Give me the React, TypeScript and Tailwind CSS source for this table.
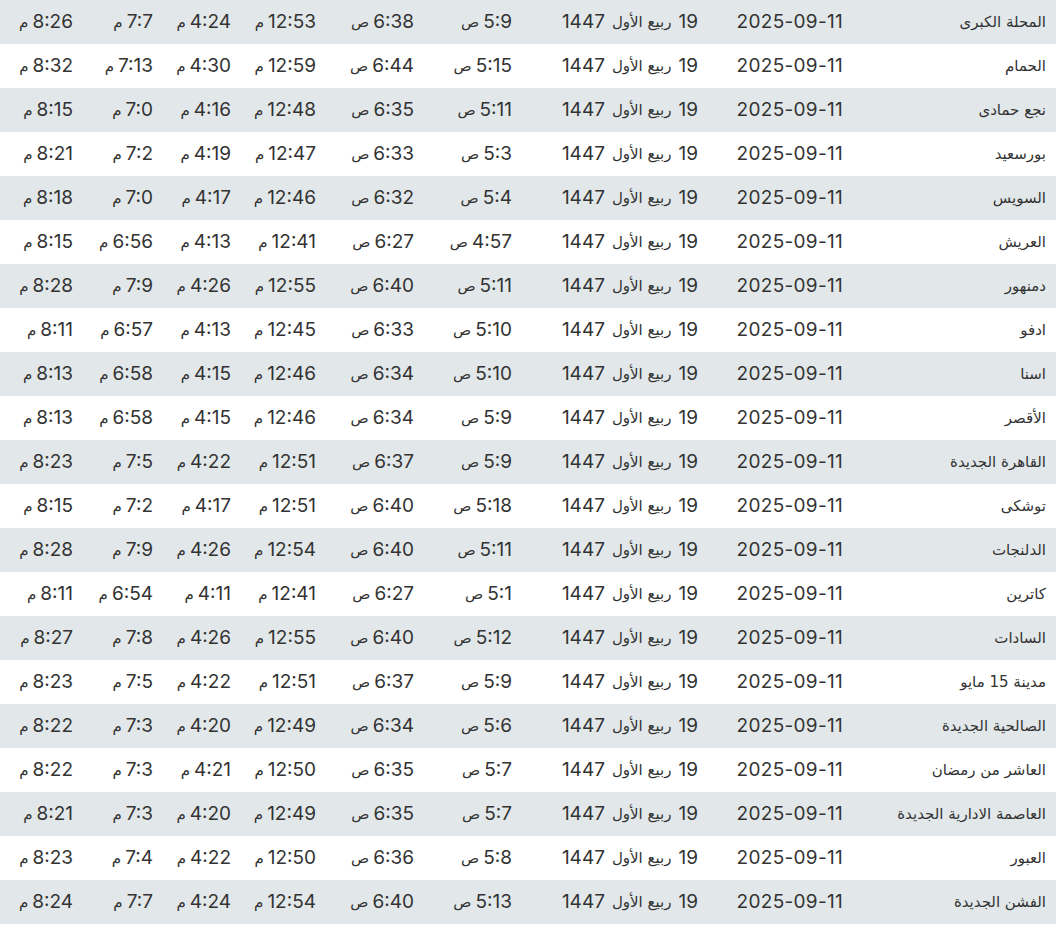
import React from 'react';

type Row = [string, string, string, string, string, string, string];

const rows: Row[] = [
  ['المحلة الكبرى', '5:9 ص', '6:38 ص', '12:53 م', '4:24 م', '7:7 م', '8:26 م'],
  ['الحمام', '5:15 ص', '6:44 ص', '12:59 م', '4:30 م', '7:13 م', '8:32 م'],
  ['نجع حمادى', '5:11 ص', '6:35 ص', '12:48 م', '4:16 م', '7:0 م', '8:15 م'],
  ['بورسعيد', '5:3 ص', '6:33 ص', '12:47 م', '4:19 م', '7:2 م', '8:21 م'],
  ['السويس', '5:4 ص', '6:32 ص', '12:46 م', '4:17 م', '7:0 م', '8:18 م'],
  ['العريش', '4:57 ص', '6:27 ص', '12:41 م', '4:13 م', '6:56 م', '8:15 م'],
  ['دمنهور', '5:11 ص', '6:40 ص', '12:55 م', '4:26 م', '7:9 م', '8:28 م'],
  ['ادفو', '5:10 ص', '6:33 ص', '12:45 م', '4:13 م', '6:57 م', '8:11 م'],
  ['اسنا', '5:10 ص', '6:34 ص', '12:46 م', '4:15 م', '6:58 م', '8:13 م'],
  ['الأقصر', '5:9 ص', '6:34 ص', '12:46 م', '4:15 م', '6:58 م', '8:13 م'],
  ['القاهرة الجديدة', '5:9 ص', '6:37 ص', '12:51 م', '4:22 م', '7:5 م', '8:23 م'],
  ['توشكى', '5:18 ص', '6:40 ص', '12:51 م', '4:17 م', '7:2 م', '8:15 م'],
  ['الدلنجات', '5:11 ص', '6:40 ص', '12:54 م', '4:26 م', '7:9 م', '8:28 م'],
  ['كاترين', '5:1 ص', '6:27 ص', '12:41 م', '4:11 م', '6:54 م', '8:11 م'],
  ['السادات', '5:12 ص', '6:40 ص', '12:55 م', '4:26 م', '7:8 م', '8:27 م'],
  ['مدينة 15 مايو', '5:9 ص', '6:37 ص', '12:51 م', '4:22 م', '7:5 م', '8:23 م'],
  ['الصالحية الجديدة', '5:6 ص', '6:34 ص', '12:49 م', '4:20 م', '7:3 م', '8:22 م'],
  ['العاشر من رمضان', '5:7 ص', '6:35 ص', '12:50 م', '4:21 م', '7:3 م', '8:22 م'],
  ['العاصمة الادارية الجديدة', '5:7 ص', '6:35 ص', '12:49 م', '4:20 م', '7:3 م', '8:21 م'],
  ['العبور', '5:8 ص', '6:36 ص', '12:50 م', '4:22 م', '7:4 م', '8:23 م'],
  ['الفشن الجديدة', '5:13 ص', '6:40 ص', '12:54 م', '4:24 م', '7:7 م', '8:24 م'],
];

const cell = 'flex items-center pr-[10px] whitespace-nowrap';
const ar = 'text-[15px]';
const arFont = { fontFamily: '"DejaVu Sans", sans-serif' };

function Time({ value }: { value: string }) {
  const [num, suffix] = value.split(' ');
  return (
    <div className={`${cell} gap-[4px]`}>
      <span>{num}</span>
      <span className={ar} style={arFont}>
        {suffix}
      </span>
    </div>
  );
}

export default function App() {
  return (
    <div
      dir="rtl"
      className="w-[1056px] h-[933px] bg-white text-[#333333] text-[19px] overflow-hidden"
      style={{ fontFamily: 'Inter, "DejaVu Sans", sans-serif' }}
    >
      {rows.map((r, i) => (
        <div
          key={i}
          className={`grid grid-cols-[203px_145px_186px_98px_98px_85px_78px_80px_83px] h-[44px] ${
            i % 2 === 0 ? 'bg-[#e2e8ea]' : 'bg-white'
          }`}
        >
          <div className={`${cell} text-[15px]`} style={arFont}>
            {r[0]}
          </div>
          <div className={`${cell} tracking-[0.3px]`}>2025-09-11</div>
          <div className={`${cell} gap-[7px]`}>
            <span>19</span>
            <span className={ar} style={arFont}>
              ربيع الأول
            </span>
            <span>1447</span>
          </div>
          {r.slice(1).map((t, j) => (
            <Time key={j} value={t} />
          ))}
        </div>
      ))}
    </div>
  );
}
=======
WHAT THE TASK ASKS:
Exclude the images and reproduce the remaining data exactly.

FINAL ANSWER:
Give me the React, TypeScript and Tailwind CSS source for this table.
import React from 'react';

type Row = [string, string, string, string, string, string, string];

const rows: Row[] = [
  ['المحلة الكبرى', '5:9 ص', '6:38 ص', '12:53 م', '4:24 م', '7:7 م', '8:26 م'],
  ['الحمام', '5:15 ص', '6:44 ص', '12:59 م', '4:30 م', '7:13 م', '8:32 م'],
  ['نجع حمادى', '5:11 ص', '6:35 ص', '12:48 م', '4:16 م', '7:0 م', '8:15 م'],
  ['بورسعيد', '5:3 ص', '6:33 ص', '12:47 م', '4:19 م', '7:2 م', '8:21 م'],
  ['السويس', '5:4 ص', '6:32 ص', '12:46 م', '4:17 م', '7:0 م', '8:18 م'],
  ['العريش', '4:57 ص', '6:27 ص', '12:41 م', '4:13 م', '6:56 م', '8:15 م'],
  ['دمنهور', '5:11 ص', '6:40 ص', '12:55 م', '4:26 م', '7:9 م', '8:28 م'],
  ['ادفو', '5:10 ص', '6:33 ص', '12:45 م', '4:13 م', '6:57 م', '8:11 م'],
  ['اسنا', '5:10 ص', '6:34 ص', '12:46 م', '4:15 م', '6:58 م', '8:13 م'],
  ['الأقصر', '5:9 ص', '6:34 ص', '12:46 م', '4:15 م', '6:58 م', '8:13 م'],
  ['القاهرة الجديدة', '5:9 ص', '6:37 ص', '12:51 م', '4:22 م', '7:5 م', '8:23 م'],
  ['توشكى', '5:18 ص', '6:40 ص', '12:51 م', '4:17 م', '7:2 م', '8:15 م'],
  ['الدلنجات', '5:11 ص', '6:40 ص', '12:54 م', '4:26 م', '7:9 م', '8:28 م'],
  ['كاترين', '5:1 ص', '6:27 ص', '12:41 م', '4:11 م', '6:54 م', '8:11 م'],
  ['السادات', '5:12 ص', '6:40 ص', '12:55 م', '4:26 م', '7:8 م', '8:27 م'],
  ['مدينة 15 مايو', '5:9 ص', '6:37 ص', '12:51 م', '4:22 م', '7:5 م', '8:23 م'],
  ['الصالحية الجديدة', '5:6 ص', '6:34 ص', '12:49 م', '4:20 م', '7:3 م', '8:22 م'],
  ['العاشر من رمضان', '5:7 ص', '6:35 ص', '12:50 م', '4:21 م', '7:3 م', '8:22 م'],
  ['العاصمة الادارية الجديدة', '5:7 ص', '6:35 ص', '12:49 م', '4:20 م', '7:3 م', '8:21 م'],
  ['العبور', '5:8 ص', '6:36 ص', '12:50 م', '4:22 م', '7:4 م', '8:23 م'],
  ['الفشن الجديدة', '5:13 ص', '6:40 ص', '12:54 م', '4:24 م', '7:7 م', '8:24 م'],
];

const cell = 'flex items-center pr-[10px] whitespace-nowrap';
const ar = 'text-[15px]';
const arFont = { fontFamily: '"DejaVu Sans", sans-serif' };

function Time({ value }: { value: string }) {
  const [num, suffix] = value.split(' ');
  return (
    <div className={`${cell} gap-[4px]`}>
      <span>{num}</span>
      <span className={ar} style={arFont}>
        {suffix}
      </span>
    </div>
  );
}

export default function App() {
  return (
    <div
      dir="rtl"
      className="w-[1056px] h-[933px] bg-white text-[#333333] text-[19px] overflow-hidden"
      style={{ fontFamily: 'Inter, "DejaVu Sans", sans-serif' }}
    >
      {rows.map((r, i) => (
        <div
          key={i}
          className={`grid grid-cols-[203px_145px_186px_98px_98px_85px_78px_80px_83px] h-[44px] ${
            i % 2 === 0 ? 'bg-[#e2e8ea]' : 'bg-white'
          }`}
        >
          <div className={`${cell} text-[15px]`} style={arFont}>
            {r[0]}
          </div>
          <div className={`${cell} tracking-[0.3px]`}>2025-09-11</div>
          <div className={`${cell} gap-[7px]`}>
            <span>19</span>
            <span className={ar} style={arFont}>
              ربيع الأول
            </span>
            <span>1447</span>
          </div>
          {r.slice(1).map((t, j) => (
            <Time key={j} value={t} />
          ))}
        </div>
      ))}
    </div>
  );
}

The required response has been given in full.